In compression soils become gradually stiffer. In shear, however, soils become gradually softer, and if the shear stresses reach a certain level, with respect to the normal stresses, it is even possible that failure of the soil mass occurs. This means that the slope of a sand heap, for instance in a depot or in a dam, cannot be larger than about 30 or 40 degrees. The reason for this is that particles would slide over each other at greater slopes. As a consequence of this phenomenon many countries in deltas of large rivers are very flat. It has also caused the failure of dams and embankments all over the world, sometimes with very serious consequences for the local population. Especially dangerous is that in very fine materials, such as clay, a steep slope is often possible for some time, due to capillary pressures in the water, but after some time these capillary pressures may disppear (perhaps because of rain), and the slope will fail.

A positive application of the failure of soils in shear is the construction of guard rails along motorways. After a collision by a vehicle the foundation of the guard rail will rotate in the soil due to the large shear stresses between this foundation and the soil body around it. This will dissipate large amounts of energy (into heat), creating a permanent deformation of the foundation of the rail, but the passengers, and the car, may be unharmed. Of course, the guard rail must be repaired after the collision, which can relatively easily be done with the aid of a tractor.

Dilatancy

Shear deformations of soils often are accompanied by volume changes. Loose sand has a tendency to contract to a smaller volume, and densely packed sand can practically deform only when the volume expands somewhat, making the sand looser. This is called dilatancy, a phenomenon discovered by Reynolds, in 1885. This property causes the soil around a human foot on the beach near the water line to be drwan dry during walking. The densely packed sand is loaded by the weight of the foot, which causes a shear deformation, which in turn causes a volume expansion, which sucks in some water from the surrounding soil. The expansion of a dense soil during shear is shown in Figure 1.4.

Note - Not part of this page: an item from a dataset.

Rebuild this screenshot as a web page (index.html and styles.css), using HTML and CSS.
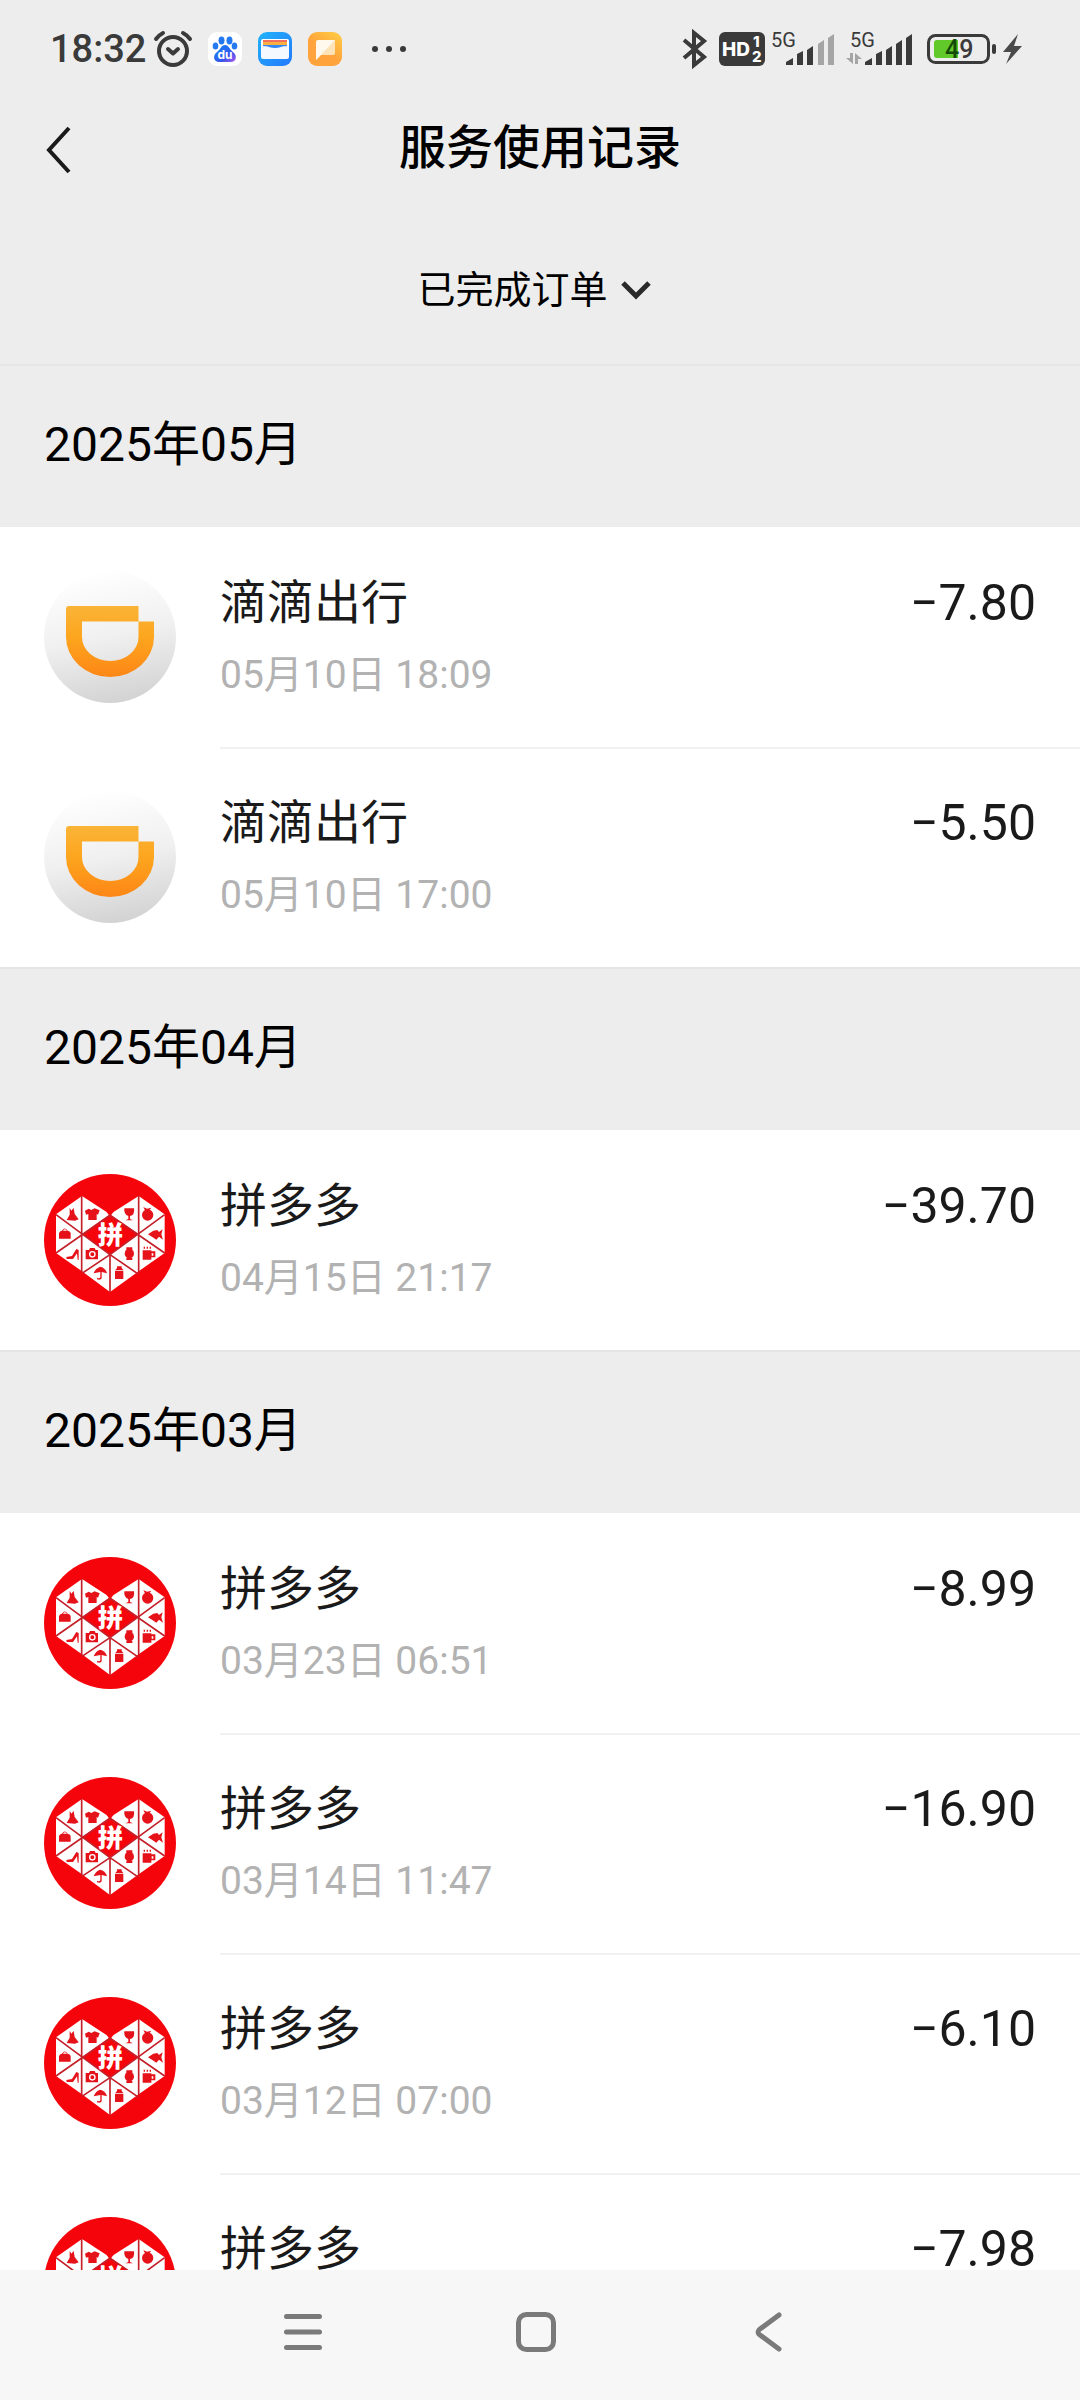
FILE: index.html
```html
<!DOCTYPE html>
<html lang="zh-CN">
<head>
<meta charset="utf-8">
<meta name="viewport" content="width=device-width, initial-scale=1">
<title>服务使用记录</title>
<link rel="stylesheet" href="styles.css">
</head>
<body>
<svg class="defs" aria-hidden="true">
  <defs>
    <linearGradient id="didi-bg" x1="0.4" y1="0" x2="0.6" y2="1">
      <stop offset="0" stop-color="#ffffff"/><stop offset="0.5" stop-color="#f0f0f0"/><stop offset="1" stop-color="#d2d2d2"/>
    </linearGradient>
    <linearGradient id="didi-d" x1="0" y1="0" x2="0" y2="1">
      <stop offset="0" stop-color="#fab437"/><stop offset="0.45" stop-color="#fda51e"/><stop offset="1" stop-color="#fd8616"/>
    </linearGradient>
    <linearGradient id="paw" x1="0" y1="0" x2="1" y2="1">
      <stop offset="0.3" stop-color="#1f74f2"/><stop offset="0.65" stop-color="#3a55ee"/><stop offset="1" stop-color="#b45cf0"/>
    </linearGradient>
    <linearGradient id="wallet" x1="0" y1="0" x2="1" y2="1">
      <stop offset="0" stop-color="#1fb4fb"/><stop offset="1" stop-color="#2478fb"/>
    </linearGradient>
    <linearGradient id="note" x1="1" y1="0" x2="0.3" y2="1">
      <stop offset="0" stop-color="#ffcf45"/><stop offset="0.6" stop-color="#ffa43c"/>
    </linearGradient>
    <symbol id="didi" viewBox="0 0 132 132">
      <circle cx="66" cy="66" r="66" fill="url(#didi-bg)"/>
      <path fill="url(#didi-d)" fill-rule="evenodd" d="M25 35H94.500V50.500H110V66A44 40 0 0 1 22 66V38Q22 35 25 35ZM38 50.500V66A28.200 24 0 0 0 94.500 66V50.500Z"/>
    </symbol>
    <symbol id="pdd" viewBox="42 42 396 396">
      <circle cx="240" cy="240" r="198" fill="#f6040c"/>
      <path fill="#fff" d="M78 163L156 108L240 163L326 108L404 163V279L326 334L240 396L156 334L78 279Z"/>
      <path fill="#f6040c" d="M240 163L326 222L240 283L156 222ZM230 156H250L240 170Z"/>
      <g fill="none" stroke="#c4202a" stroke-width="5">
        <path d="M155 108V336M326 108V336M240 282V396"/>
        <path d="M78 164L240 284L326 343M404 164L240 284L156 340M78 279L240 166L404 279"/>
      </g>
      <text x="241" y="252" class="pdd-char">拼</text>
      <g fill="#e5121a">
        <path d="M119 143L124 152L131 144L134 162L146 178L135 182L110 180L119 164Z"/>
        <path d="M176 146L184 150L194 145L209 151L204 164L200 162V180H175V162L168 164L165 152Z"/>
        <path d="M283 145H312Q315 166 300 168V177L309 181H286L295 177V168Q281 164 283 145Z"/>
        <circle cx="353" cy="165" r="17"/><path d="M340 141L351 146L364 143L356 153H346Z"/>
        <path fill-rule="evenodd" d="M87 236V219Q91 212 96 212Q104 199 113 212Q120 213 122 219V236ZM99 212H111Q104 204 99 212Z"/>
        <path d="M354 223L370 212L382 210L387 216L398 208L394 223L399 239L387 230L379 239L368 232Z"/>
        <path d="M109 291L126 288L139 267L146 270V299H143L141 280L129 297H110Z"/>
        <path fill-rule="evenodd" d="M167 270H177L180 264H194L197 270H204V298H167ZM187 273A10 10 0 1 0 187 293A10 10 0 1 0 187 273ZM187 277A6 6 0 1 1 187 289A6 6 0 1 1 187 277Z"/>
        <circle cx="298" cy="281" r="14"/><path d="M289 262H307V270H289ZM289 293H307V300H289Z"/>
        <path fill-rule="evenodd" d="M338 271H364V274H376V292H364V299H338ZM365 280V287H370V280Z"/>
        <path d="M341 260H345V266H341ZM350 260H354V266H350ZM359 260H363V266H359Z"/>
        <path d="M191 340Q196 325 210 320Q226 322 231 340L215 336V355Q212 362 201 358V353Q208 357 211 352V336Z"/>
        <path d="M261 319H275V324L280 330H256L261 324ZM255 332H280V357H255Z"/>
      </g>
    </symbol>
  </defs>
</svg>

<div class="status">
  <div class="status-left">
    <span class="clock">18:32</span>
    <svg class="icon" width="38" height="36" viewBox="0 0 38 36" aria-label="闹钟">
      <g fill="none" stroke="#3a3a3a" stroke-width="4" stroke-linecap="round" stroke-linejoin="round">
        <circle cx="19" cy="20" r="14"/><path d="M14 18L19 22.500L24 18"/>
        <path d="M2 8Q5 4 9 2M29 2Q33 4 36 8"/>
      </g>
    </svg>
    <svg class="icon" width="34" height="34" viewBox="0 0 34 34" aria-label="百度">
      <rect width="34" height="34" rx="9" fill="#fff"/>
      <g fill="#2478f0">
        <ellipse cx="13.500" cy="8.500" rx="3" ry="4"/><ellipse cx="21.500" cy="8.500" rx="3" ry="4"/>
        <ellipse cx="7.500" cy="14" rx="2.800" ry="3.600"/><ellipse cx="26.500" cy="14" rx="2.800" ry="3.600"/>
      </g>
      <path fill="url(#paw)" d="M17 13C21 13 21 17 25 20C30 24 28 30 23 30H11C6 30 4 24 9 20C13 17 13 13 17 13Z"/>
      <text x="17" y="27" class="paw-text">du</text>
    </svg>
    <svg class="icon" width="34" height="34" viewBox="0 0 34 34" aria-label="钱包">
      <rect width="34" height="34" rx="9" fill="url(#wallet)"/>
      <rect x="3" y="7" width="28" height="10" rx="2" fill="#fff"/>
      <path fill="#f2705f" d="M5 8H29V10H5Z"/><path fill="#fbb040" d="M5 10H29V13H5Z"/>
      <path fill="#3388f5" d="M5 13H29V17H5Z"/>
      <path fill="#f4f9ff" d="M3 14Q9 14 11 15Q17 17 23 15Q25 14 31 14V25Q31 27 29 27H5Q3 27 3 25Z"/>
    </svg>
    <svg class="icon" width="34" height="34" viewBox="0 0 34 34" aria-label="便签">
      <rect width="34" height="34" rx="9" fill="url(#note)"/>
      <path fill="#ffe3b8" d="M8 23L27 8V21Q27 23 25 23H13L8 28Z"/>
      <path fill="#fff8ec" d="M10 8H27L8 28V10Q8 8 10 8Z"/>
    </svg>
    <svg class="icon more" width="36" height="34" viewBox="0 0 36 34" aria-label="更多通知">
      <g fill="#3a3a3a"><circle cx="3" cy="17" r="3"/><circle cx="17" cy="17" r="3"/><circle cx="31" cy="17" r="3"/></g>
    </svg>
  </div>
  <div class="status-right">
    <svg class="icon" width="30" height="38" viewBox="0 0 30 38" aria-label="蓝牙">
      <path fill="none" stroke="#3a3a3a" stroke-width="4" d="M1 10L21 27L11 35V3L21 11L1 28"/>
    </svg>
    <svg class="icon" width="46" height="34" viewBox="0 0 46 34" aria-label="HD">
      <rect width="46" height="34" rx="6" fill="#3a3a3a"/>
      <text x="3" y="24" class="hd">HD</text><text x="34" y="15" class="hd-n">1</text><text x="33" y="30" class="hd-n">2</text>
    </svg>
    <svg class="icon" width="69" height="34" viewBox="0 0 69 34" aria-label="信号">
      <text x="0" y="15" class="net">5G</text>
      <g fill="#3a3a3a"><path d="M15 33V30L22 26V33ZM26 33V22L32 19V33ZM36 33V18L42 14V33Z"/></g>
      <g fill="#a5a5a5"><path d="M47 33V12L53 8V33ZM57 33V6L63 2V33Z"/></g>
    </svg>
    <svg class="icon" width="75" height="34" viewBox="0 0 75 34" aria-label="信号">
      <text x="4" y="15" class="net">5G</text>
      <path fill="#a5a5a5" d="M4 21H7V32L0 26H4ZM9 32V21L16 27H12V32Z"/>
      <path fill="#3a3a3a" d="M19 33V30L26 26V33ZM30 33V22L36 19V33ZM40 33V18L46 14V33ZM50 33V12L56 8V33ZM60 33V6L66 2V33Z"/>
    </svg>
    <svg class="icon" width="70" height="34" viewBox="0 0 70 34" aria-label="电量">
      <rect x="1.500" y="3.500" width="60" height="27" rx="7" fill="none" stroke="#3a3a3a" stroke-width="3"/>
      <path fill="#62c92a" d="M10 8H31V26H10Q7 26 7 23V11Q7 8 10 8Z"/>
      <rect x="65" y="12" width="4" height="10" rx="2" fill="#3a3a3a"/>
      <text x="18" y="26" class="batt"><tspan class="batt-on">4</tspan>9</text>
    </svg>
    <svg class="icon" width="20" height="34" viewBox="0 0 20 34" aria-label="充电">
      <path fill="#4a4a4a" d="M15 2L0 20H8L3 32L19 14H11Z"/>
    </svg>
  </div>
</div>

<header class="header">
  <div class="titlebar">
    <button class="back" type="button" aria-label="返回">
      <svg width="28" height="48" viewBox="0 0 28 48"><path d="M25 2L5 24L25 46" fill="none" stroke="#1a1a1a" stroke-width="4"/></svg>
    </button>
    <h1>服务使用记录</h1>
  </div>
  <label class="filter">
    <select aria-label="订单状态"><option>已完成订单</option></select>
    <svg width="42" height="24" viewBox="0 0 42 24" aria-hidden="true"><path d="M2 5L15 18L28 5" fill="none" stroke="#2a2a2a" stroke-width="5"/></svg>
  </label>
</header>

<main class="list">
  <section>
    <h2>2025年05月</h2>
    <ul>
      <li><svg class="avatar"><use href="#didi"/></svg><div class="body"><div><p class="name">滴滴出行</p><p class="date">05月10日 18:09</p></div><p class="amount">−7.80</p></div></li>
      <li><svg class="avatar"><use href="#didi"/></svg><div class="body"><div><p class="name">滴滴出行</p><p class="date">05月10日 17:00</p></div><p class="amount">−5.50</p></div></li>
    </ul>
  </section>
  <section>
    <h2>2025年04月</h2>
    <ul>
      <li><svg class="avatar"><use href="#pdd"/></svg><div class="body"><div><p class="name">拼多多</p><p class="date">04月15日 21:17</p></div><p class="amount">−39.70</p></div></li>
    </ul>
  </section>
  <section>
    <h2>2025年03月</h2>
    <ul>
      <li><svg class="avatar"><use href="#pdd"/></svg><div class="body"><div><p class="name">拼多多</p><p class="date">03月23日 06:51</p></div><p class="amount">−8.99</p></div></li>
      <li><svg class="avatar"><use href="#pdd"/></svg><div class="body"><div><p class="name">拼多多</p><p class="date">03月14日 11:47</p></div><p class="amount">−16.90</p></div></li>
      <li><svg class="avatar"><use href="#pdd"/></svg><div class="body"><div><p class="name">拼多多</p><p class="date">03月12日 07:00</p></div><p class="amount">−6.10</p></div></li>
      <li><svg class="avatar"><use href="#pdd"/></svg><div class="body"><div><p class="name">拼多多</p></div><p class="amount">−7.98</p></div></li>
    </ul>
  </section>
</main>

<nav class="sysnav">
  <button type="button" aria-label="最近任务"><svg width="42" height="42" viewBox="0 0 42 42"><path d="M4.500 5.500H37.500M4.500 21H37.500M4.500 36.500H37.500"/></svg></button>
  <button type="button" aria-label="主屏幕"><svg width="42" height="42" viewBox="0 0 42 42"><rect x="3.500" y="3.500" width="35" height="35" rx="8"/></svg></button>
  <button type="button" aria-label="后退"><svg width="42" height="42" viewBox="0 0 42 42"><path d="M31 4L12 18Q8 21 12 24L31 38"/></svg></button>
</nav>
</body>
</html>
```
FILE: styles.css
```css
* { box-sizing: border-box; margin: 0; padding: 0; }

body {
  display: flex;
  flex-direction: column;
  height: 100vh;
  overflow: hidden;
  background: #fff;
  color: #1a1a1a;
  font-family: Roboto, "Noto Sans CJK SC", sans-serif;
}

button, select {
  border: 0;
  background: none;
  color: inherit;
  font: inherit;
  appearance: none;
}

.defs { position: absolute; width: 0; height: 0; }

/* Status bar */
.status {
  display: flex;
  justify-content: space-between;
  align-items: center;
  height: 98px;
  padding: 0 57px 0 50px;
  background: #ededed;
  color: #3a3a3a;
}
.status-left { display: flex; align-items: center; gap: 16px; }
.status-right { display: flex; align-items: center; gap: 6px; }
.clock { width: 88px; font-size: 38px; font-weight: 500; line-height: 48px; white-space: nowrap; }
.icon { flex: none; display: block; overflow: visible; }
.more { margin-left: 14px; }
.paw-text { font: 700 12px Inter, sans-serif; fill: #fff; text-anchor: middle; }
.hd { font: 800 19px Inter, sans-serif; fill: #fff; }
.hd-n { font: 800 15px Inter, sans-serif; fill: #fff; }
.net { font: 400 20px Roboto, sans-serif; fill: #3a3a3a; }
.batt { font: 500 25px Roboto, sans-serif; fill: #3a3a3a; }
.batt-on { fill: #124a08; }

/* Page header */
.header { background: #ededed; color: #000; }
.titlebar {
  display: grid;
  grid-template-columns: 120px 1fr 120px;
  align-items: center;
  height: 100px;
}
.titlebar h1 { font-size: 47px; font-weight: 500; line-height: 64px; text-align: center; }
.back { height: 100px; padding: 4px 0 0 44px; text-align: left; }
.back svg { display: block; }
.filter {
  display: flex;
  justify-content: center;
  align-items: center;
  gap: 12px;
  height: 166px;
  padding-top: 18px;
}
.filter select { font-size: 38px; line-height: 56px; }

/* Record list */
.list { flex: 1; min-height: 0; overflow: hidden; }
.list h2 {
  height: 163px;
  padding: 0 44px;
  border-top: 2px solid #e5e5e5;
  background: #ededed;
  color: #000;
  font-size: 48px;
  font-weight: 400;
  line-height: 158px;
}
.list ul { list-style: none; }
.list li { display: flex; height: 220px; padding-left: 44px; gap: 44px; }
.avatar { flex: none; width: 132px; height: 132px; margin-top: 44px; }
.body {
  flex: 1;
  display: flex;
  justify-content: space-between;
  padding: 42px 44px 0 0;
  border-top: 2px solid transparent;
}
li + li .body { border-top-color: #f1f1f1; }
.name { font-size: 47px; line-height: 64px; }
.date { margin-top: 12px; color: #b2b2b2; font-size: 39px; line-height: 56px; }
.amount { font-size: 50px; line-height: 64px; }
.pdd-char { font: 900 76px "Noto Sans CJK SC", sans-serif; fill: #fff; text-anchor: middle; }

/* System navigation */
.sysnav {
  flex: none;
  display: flex;
  justify-content: center;
  gap: 133px;
  height: 130px;
  padding: 0 8px 6px 0;
  background: #f7f7f7;
}
.sysnav button { display: grid; place-items: center; width: 100px; }
.sysnav svg { fill: none; stroke: #7a7a7a; stroke-width: 5; stroke-linecap: round; stroke-linejoin: round; }
```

The space between the particles increases. On the other hand a very loose assembly of sand particles will have a tendency to collapse when it is sheared, with a decrease of the volume. Such volume deformations may be especially dangerous when the soil is saturated with water. The tendency for volume decrease then may lead to a large increase in the pore water pressures. Many geotechnical accidents have been caused by increasing pore water pressures. During earth quakes in Japan, for instance, saturated sand is sometimes densified in a short time, which causes large pore pressures to develop, so that the sand particles may start to float in the water. This phenomenon is called liquefaction. In the Netherlands the sand in the channels in the Eastern Scheldt estuary was very loose, which required large densification works before the construction of the storm surge barrier. The sand used to create the airport Tjek Lap Kok in Hongkong was densified before the construction of the runways and the facilities of the airport.

Creep

The deformations of a soil often depend upon time, even under a constant load. This is called creep. Clay in particular shows this phenomenon. It causes structures founded on clay to settlements that practically continue forever. A new road, built on a soft soil, will continue to settle for many years. For buildings such settlements are particular damaging when they are not uniform, as this may lead to cracks in the building. The building of dikes in the Netherlands, on compressible layers of clay and peat, results in settlements of these layers that continue for many decades. In order to maintain the level of the crest of the dikes, they must be raised after a number of years. This results in increasing stresses in the subsoil, and therefore causes additional settlements. This process will continue forever. Before the construction of the dikes the land was flooded now and then, with sediment being deposited on the land. This process has been stopped by man building dikes. Safety has an ever increasing price. Sand and rock show practically no creep, except at very high stress levels. This may be relevant when predicting the deformation of porous layers form which gas or oil are extracted.